Joshua McCabe lectures on conservative policy approaches to reducing childhood poverty rate

Endicott College Professor Joshua McCabe spoke on conservative approaches toward addressing childhood poverty. Photo courtesy of Endicott College.

On Thursday night, Endicott College Professor and Assistant Dean of Social Sciences Joshua McCabe gave a presentation entitled “The Path Not Taken: Conservative Approaches to Tackling Child Poverty in U.S. and Canada.” Before starting the lecture, however, he informed attendees that he had just used a “sexy title” to draw people in. Ultimately, his presentation consisted of a plethora of graphs and statistics, resulting in a lecture that somewhat resembled an economics class.

The lecture started out by highlighting the attitudes that Americans generally hold when it comes to the poor. According to McCabe, Americans do not dislike welfare as much as many think; most people do feel a desire to help the poor. However, the U.S. and other nations, such as Canada, have ultimately chosen to combat their poverty issues differently based on how they have addressed persistent low income.

Canada introduced income supplementation; the U.S. did not. The additional money circulating in Canadian households led to inflation, which in turn had fallout effects on the tax and benefit systems. In order to prevent further erosion of the tax system, conservative politican Robert Stanfield urged the government to index the system. Feeling squeezed by inflation, Canada became the first country in the world to introduce indexation as a means of both maintaining prosperity among lower-income households and preventing high inflation.

In 1974, U.S. Representative James Buckley proposed a tax index modeled off of Canada’s indexes, but he was repeatedly dismissed by a Democratic congress. According to McCabe, growing economic problems for American families could be directly correlated to a failure to implement this very tax system.

By the 1990s, high child poverty was impossible to ignore, leading many to propose policies that would help children escape the welfare bracket. One central proposal for combatting the poverty crisis was a guaranteed income that would both remove children from welfare and remove any disincentives for them to work later in life. Since these children would not see their benefits taken away as they began making money, there would still be incentives for adults to work while maintaining a safety net for children.

These policies were advanced in the U.S. through a series of child tax credits and tax benefits that aimed to supplement income and reduce, in McCabe’s words, “the burden on the embattled American family.” Canadian conservatives also wanted to bolster this family ideal, and they achieved success to this end. McCabe suggested that these policies, implemented decades before the generation in question was even born, ultimately decided the success of lower-income families.

Toward the end of the lecture, McCabe brought up an image of former Canadian Prime Minister Ryan Malroney, a man whom he personally admires. Malroney’s goal, McCabe explained, was to eliminate the child’s portion of SNAP [Supplemental Nutrition Assistance Program] by adding $3000 to the Child Tax Credit, which supplemented a family’s annual income. This supplementation was fully refundable.

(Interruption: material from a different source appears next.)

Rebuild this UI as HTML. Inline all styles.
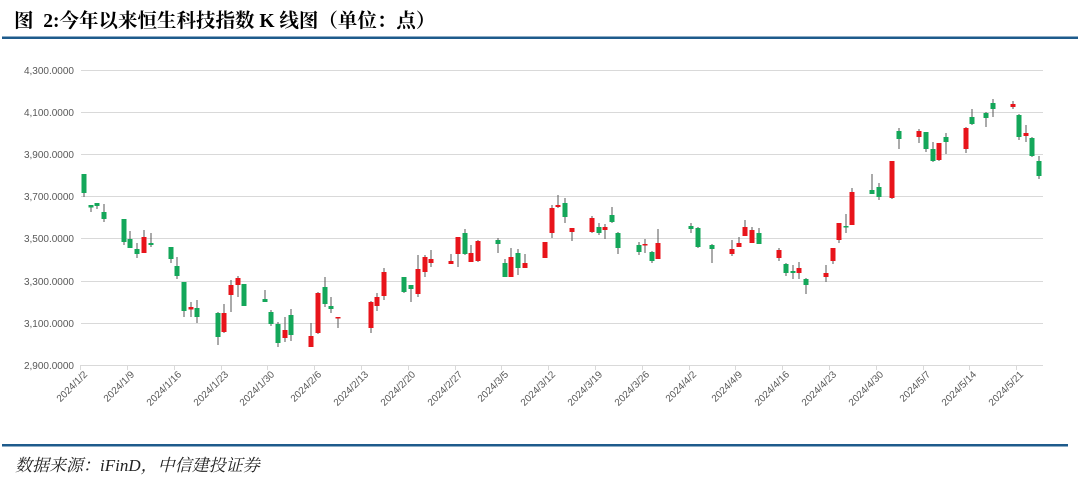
<!DOCTYPE html>
<html><head><meta charset="utf-8"><style>
html,body{margin:0;padding:0;background:#fff;width:1080px;height:483px;overflow:hidden}
.t{position:absolute;left:14px;top:5px;font:bold 19.5px "Liberation Serif","Noto Serif CJK SC","Noto Sans CJK SC",serif;color:#000;white-space:nowrap}
.s{position:absolute;left:15px;top:451px;font:italic 17px "Liberation Serif","Noto Serif CJK SC","Noto Sans CJK SC",serif;color:#222;white-space:nowrap}
</style></head><body>
<div class="t">图&nbsp; 2:今年以来恒生科技指数 K 线图（单位：点）</div>
<svg width="1080" height="483" style="position:absolute;left:0;top:0">
<rect x="2" y="36.5" width="1076" height="2.5" fill="#1e5b8c"/>
<rect x="2" y="444" width="1066" height="2.5" fill="#1e5b8c"/>
<g stroke="#d9d9d9" stroke-width="1">
<line x1="81" y1="70.5" x2="1043" y2="70.5"/><line x1="81" y1="112.5" x2="1043" y2="112.5"/>
<line x1="81" y1="154.5" x2="1043" y2="154.5"/><line x1="81" y1="196.5" x2="1043" y2="196.5"/>
<line x1="81" y1="238.5" x2="1043" y2="238.5"/><line x1="81" y1="281.5" x2="1043" y2="281.5"/>
<line x1="81" y1="323.5" x2="1043" y2="323.5"/><line x1="81" y1="365.5" x2="1043" y2="365.5"/>
</g>
<g font-family="Liberation Sans,sans-serif" font-size="10" fill="#595959" text-anchor="end">
<text x="74" y="74">4,300.0000</text><text x="74" y="116">4,100.0000</text>
<text x="74" y="158">3,900.0000</text><text x="74" y="200">3,700.0000</text>
<text x="74" y="242">3,500.0000</text><text x="74" y="285">3,300.0000</text>
<text x="74" y="327">3,100.0000</text><text x="74" y="369">2,900.0000</text>
</g>
<g stroke="#d9d9d9">
<line x1="80.5" y1="365" x2="80.5" y2="370"/><line x1="127.5" y1="365" x2="127.5" y2="370"/><line x1="174.5" y1="365" x2="174.5" y2="370"/><line x1="221.5" y1="365" x2="221.5" y2="370"/><line x1="267.5" y1="365" x2="267.5" y2="370"/><line x1="314.5" y1="365" x2="314.5" y2="370"/><line x1="361.5" y1="365" x2="361.5" y2="370"/><line x1="408.5" y1="365" x2="408.5" y2="370"/><line x1="455.5" y1="365" x2="455.5" y2="370"/><line x1="501.5" y1="365" x2="501.5" y2="370"/><line x1="548.5" y1="365" x2="548.5" y2="370"/><line x1="595.5" y1="365" x2="595.5" y2="370"/><line x1="642.5" y1="365" x2="642.5" y2="370"/><line x1="689.5" y1="365" x2="689.5" y2="370"/><line x1="735.5" y1="365" x2="735.5" y2="370"/><line x1="782.5" y1="365" x2="782.5" y2="370"/><line x1="829.5" y1="365" x2="829.5" y2="370"/><line x1="876.5" y1="365" x2="876.5" y2="370"/><line x1="923.5" y1="365" x2="923.5" y2="370"/><line x1="969.5" y1="365" x2="969.5" y2="370"/><line x1="1016.5" y1="365" x2="1016.5" y2="370"/>
</g>
<g font-family="Liberation Sans,sans-serif" font-size="10" fill="#595959" text-anchor="end">
<text transform="translate(88,375) rotate(-45)">2024/1/2</text>
<text transform="translate(135,375) rotate(-45)">2024/1/9</text>
<text transform="translate(182,375) rotate(-45)">2024/1/16</text>
<text transform="translate(229,375) rotate(-45)">2024/1/23</text>
<text transform="translate(275,375) rotate(-45)">2024/1/30</text>
<text transform="translate(322,375) rotate(-45)">2024/2/6</text>
<text transform="translate(369,375) rotate(-45)">2024/2/13</text>
<text transform="translate(416,375) rotate(-45)">2024/2/20</text>
<text transform="translate(463,375) rotate(-45)">2024/2/27</text>
<text transform="translate(509,375) rotate(-45)">2024/3/5</text>
<text transform="translate(556,375) rotate(-45)">2024/3/12</text>
<text transform="translate(603,375) rotate(-45)">2024/3/19</text>
<text transform="translate(650,375) rotate(-45)">2024/3/26</text>
<text transform="translate(697,375) rotate(-45)">2024/4/2</text>
<text transform="translate(743,375) rotate(-45)">2024/4/9</text>
<text transform="translate(790,375) rotate(-45)">2024/4/16</text>
<text transform="translate(837,375) rotate(-45)">2024/4/23</text>
<text transform="translate(884,375) rotate(-45)">2024/4/30</text>
<text transform="translate(931,375) rotate(-45)">2024/5/7</text>
<text transform="translate(977,375) rotate(-45)">2024/5/14</text>
<text transform="translate(1024,375) rotate(-45)">2024/5/21</text>
</g>
<g stroke="#555" stroke-width="1">
<line x1="84" y1="174" x2="84" y2="197"/><line x1="91" y1="205" x2="91" y2="212"/><line x1="97" y1="203" x2="97" y2="209"/><line x1="104" y1="204" x2="104" y2="222"/><line x1="124" y1="219" x2="124" y2="245"/><line x1="130" y1="231" x2="130" y2="248"/><line x1="137" y1="243" x2="137" y2="258"/><line x1="144" y1="230" x2="144" y2="253"/><line x1="151" y1="233" x2="151" y2="247"/><line x1="171" y1="247" x2="171" y2="263"/><line x1="177" y1="257" x2="177" y2="279"/><line x1="184" y1="282" x2="184" y2="317"/><line x1="191" y1="302" x2="191" y2="317"/><line x1="197" y1="300" x2="197" y2="323"/><line x1="218" y1="312" x2="218" y2="345"/><line x1="224" y1="304" x2="224" y2="333"/><line x1="231" y1="280" x2="231" y2="312"/><line x1="238" y1="276" x2="238" y2="297"/><line x1="244" y1="284" x2="244" y2="306"/><line x1="265" y1="290" x2="265" y2="302"/><line x1="271" y1="310" x2="271" y2="326"/><line x1="278" y1="322" x2="278" y2="347"/><line x1="285" y1="317" x2="285" y2="342"/><line x1="291" y1="309" x2="291" y2="341"/><line x1="311" y1="323" x2="311" y2="347"/><line x1="318" y1="292" x2="318" y2="334"/><line x1="325" y1="277" x2="325" y2="307"/><line x1="331" y1="297" x2="331" y2="313"/><line x1="338" y1="317" x2="338" y2="328"/><line x1="371" y1="301" x2="371" y2="333"/><line x1="377" y1="293" x2="377" y2="311"/><line x1="384" y1="268" x2="384" y2="300"/><line x1="404" y1="277" x2="404" y2="293"/><line x1="411" y1="285" x2="411" y2="302"/><line x1="418" y1="255" x2="418" y2="297"/><line x1="425" y1="255" x2="425" y2="277"/><line x1="431" y1="250" x2="431" y2="267"/><line x1="451" y1="254" x2="451" y2="264"/><line x1="458" y1="237" x2="458" y2="267"/><line x1="465" y1="229" x2="465" y2="255"/><line x1="471" y1="245" x2="471" y2="262"/><line x1="478" y1="240" x2="478" y2="262"/><line x1="498" y1="238" x2="498" y2="253"/><line x1="505" y1="259" x2="505" y2="277"/><line x1="511" y1="248" x2="511" y2="277"/><line x1="518" y1="249" x2="518" y2="275"/><line x1="525" y1="254" x2="525" y2="268"/><line x1="545" y1="242" x2="545" y2="258"/><line x1="552" y1="205" x2="552" y2="238"/><line x1="558" y1="195" x2="558" y2="208"/><line x1="565" y1="198" x2="565" y2="223"/><line x1="572" y1="228" x2="572" y2="241"/><line x1="592" y1="216" x2="592" y2="233"/><line x1="599" y1="223" x2="599" y2="235"/><line x1="605" y1="224" x2="605" y2="239"/><line x1="612" y1="207" x2="612" y2="223"/><line x1="618" y1="232" x2="618" y2="254"/><line x1="639" y1="242" x2="639" y2="255"/><line x1="645" y1="239" x2="645" y2="253"/><line x1="652" y1="251" x2="652" y2="263"/><line x1="658" y1="229" x2="658" y2="259"/><line x1="691" y1="223" x2="691" y2="233"/><line x1="698" y1="227" x2="698" y2="248"/><line x1="712" y1="244" x2="712" y2="263"/><line x1="732" y1="240" x2="732" y2="256"/><line x1="739" y1="237" x2="739" y2="247"/><line x1="745" y1="220" x2="745" y2="236"/><line x1="752" y1="227" x2="752" y2="243"/><line x1="759" y1="228" x2="759" y2="244"/><line x1="779" y1="248" x2="779" y2="261"/><line x1="786" y1="263" x2="786" y2="276"/><line x1="793" y1="265" x2="793" y2="279"/><line x1="799" y1="262" x2="799" y2="279"/><line x1="806" y1="278" x2="806" y2="294"/><line x1="826" y1="265" x2="826" y2="282"/><line x1="833" y1="248" x2="833" y2="264"/><line x1="839" y1="223" x2="839" y2="243"/><line x1="846" y1="214" x2="846" y2="233"/><line x1="852" y1="188" x2="852" y2="225"/><line x1="872" y1="174" x2="872" y2="194"/><line x1="879" y1="183" x2="879" y2="200"/><line x1="892" y1="161" x2="892" y2="199"/><line x1="899" y1="128" x2="899" y2="149"/><line x1="919" y1="129" x2="919" y2="143"/><line x1="926" y1="132" x2="926" y2="152"/><line x1="933" y1="142" x2="933" y2="162"/><line x1="939" y1="143" x2="939" y2="161"/><line x1="946" y1="133" x2="946" y2="154"/><line x1="966" y1="127" x2="966" y2="153"/><line x1="972" y1="109" x2="972" y2="125"/><line x1="986" y1="112" x2="986" y2="127"/><line x1="993" y1="99" x2="993" y2="117"/><line x1="1013" y1="101" x2="1013" y2="109"/><line x1="1019" y1="114" x2="1019" y2="140"/><line x1="1026" y1="125" x2="1026" y2="142"/><line x1="1032" y1="137" x2="1032" y2="157"/><line x1="1039" y1="156" x2="1039" y2="179"/>
</g>
<g fill="#14a75a">
<rect x="81.5" y="174" width="5" height="19"/><rect x="88.5" y="205" width="5" height="2.5"/><rect x="94.5" y="203" width="5" height="3"/><rect x="101.5" y="212" width="5" height="7"/><rect x="121.5" y="219" width="5" height="23"/><rect x="127.5" y="239" width="5" height="9"/><rect x="134.5" y="249" width="5" height="5"/><rect x="148.5" y="243" width="5" height="2"/><rect x="168.5" y="247" width="5" height="12"/><rect x="174.5" y="266" width="5" height="10"/><rect x="181.5" y="282" width="5" height="29"/><rect x="194.5" y="308" width="5" height="9"/><rect x="215.5" y="313" width="5" height="24"/><rect x="241.5" y="284" width="5" height="22"/><rect x="262.5" y="299" width="5" height="3"/><rect x="268.5" y="312" width="5" height="12"/><rect x="275.5" y="324" width="5" height="19"/><rect x="288.5" y="315" width="5" height="20"/><rect x="322.5" y="287" width="5" height="17"/><rect x="328.5" y="306" width="5" height="3"/><rect x="401.5" y="277" width="5" height="15"/><rect x="408.5" y="285" width="5" height="4"/><rect x="462.5" y="233" width="5" height="21"/><rect x="495.5" y="240" width="5" height="4"/><rect x="502.5" y="263" width="5" height="14"/><rect x="515.5" y="253" width="5" height="15"/><rect x="562.5" y="203" width="5" height="14"/><rect x="596.5" y="227" width="5" height="6"/><rect x="609.5" y="215" width="5" height="7"/><rect x="615.5" y="233" width="5" height="15"/><rect x="636.5" y="245" width="5" height="7"/><rect x="649.5" y="252" width="5" height="9"/><rect x="688.5" y="226" width="5" height="3"/><rect x="695.5" y="228" width="5" height="19"/><rect x="709.5" y="245" width="5" height="4"/><rect x="756.5" y="233" width="5" height="11"/><rect x="783.5" y="264" width="5" height="9"/><rect x="790.5" y="271" width="5" height="2"/><rect x="803.5" y="279" width="5" height="6"/><rect x="843.5" y="226" width="5" height="1.5"/><rect x="869.5" y="190" width="5" height="4"/><rect x="876.5" y="187" width="5" height="10"/><rect x="896.5" y="131" width="5" height="8"/><rect x="923.5" y="132" width="5" height="17"/><rect x="930.5" y="149" width="5" height="12"/><rect x="943.5" y="137" width="5" height="5"/><rect x="969.5" y="117" width="5" height="7"/><rect x="983.5" y="113" width="5" height="5"/><rect x="990.5" y="103" width="5" height="6"/><rect x="1016.5" y="115" width="5" height="22"/><rect x="1029.5" y="138" width="5" height="18"/><rect x="1036.5" y="161" width="5" height="15"/>
</g>
<g fill="#e8141b">
<rect x="141.5" y="237" width="5" height="16"/><rect x="188.5" y="307" width="5" height="2.5"/><rect x="221.5" y="313" width="5" height="19"/><rect x="228.5" y="285" width="5" height="10"/><rect x="235.5" y="278" width="5" height="7"/><rect x="282.5" y="330" width="5" height="8"/><rect x="308.5" y="336" width="5" height="11"/><rect x="315.5" y="293" width="5" height="40"/><rect x="335.5" y="317" width="5" height="1.5"/><rect x="368.5" y="302" width="5" height="26"/><rect x="374.5" y="297" width="5" height="9"/><rect x="381.5" y="272" width="5" height="24"/><rect x="415.5" y="269" width="5" height="25"/><rect x="422.5" y="257" width="5" height="15"/><rect x="428.5" y="259" width="5" height="4"/><rect x="448.5" y="261" width="5" height="3"/><rect x="455.5" y="237" width="5" height="17"/><rect x="468.5" y="253" width="5" height="9"/><rect x="475.5" y="241" width="5" height="20"/><rect x="508.5" y="257" width="5" height="20"/><rect x="522.5" y="263" width="5" height="5"/><rect x="542.5" y="242" width="5" height="16"/><rect x="549.5" y="208" width="5" height="25"/><rect x="555.5" y="205" width="5" height="2"/><rect x="569.5" y="228" width="5" height="4"/><rect x="589.5" y="218" width="5" height="14"/><rect x="602.5" y="227" width="5" height="3"/><rect x="642.5" y="244" width="5" height="1.5"/><rect x="655.5" y="243" width="5" height="16"/><rect x="729.5" y="249" width="5" height="5"/><rect x="736.5" y="243" width="5" height="4"/><rect x="742.5" y="227" width="5" height="9"/><rect x="749.5" y="230" width="5" height="13"/><rect x="776.5" y="250" width="5" height="8"/><rect x="796.5" y="268" width="5" height="5"/><rect x="823.5" y="273" width="5" height="4"/><rect x="830.5" y="248" width="5" height="13"/><rect x="836.5" y="223" width="5" height="17"/><rect x="849.5" y="192" width="5" height="33"/><rect x="889.5" y="161" width="5" height="37"/><rect x="916.5" y="131" width="5" height="6"/><rect x="936.5" y="143" width="5" height="17"/><rect x="963.5" y="128" width="5" height="21"/><rect x="1010.5" y="104" width="5" height="3"/><rect x="1023.5" y="133" width="5" height="3"/>
</g>
</svg>
<div class="s">数据来源：iFinD，中信建投证券</div>
</body></html>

McCabe concluded by highlight several discrepanies between the American and Canadian systems. Canada provided refundable income assistance to lower-income families, while the U.S. provided only a nonrefundable Child Tax Credit because it was seen by American politicians as chiefly a form of tax relief. This nonrefundable assistance probably contributed significantly to the perception that welfare is a form of handout, when in reality, McCabe argued, it should be seen as a way to help people get back on their feet and rise up out of a lower income bracket and into to a higher one.

McCabe ended the lecture on a personal note, telling everyone that he was late to the lecture because he had to drive his kids to a doctor’s appointment. Children, he said, are a luxury good that many can no longer afford. Thus, he disagreed strongly with the notion that people have children in order to get larger welfare checks. The cost, time and energy of raising a child, he claimed, far exceed the amounts that people get in welfare checks once a month.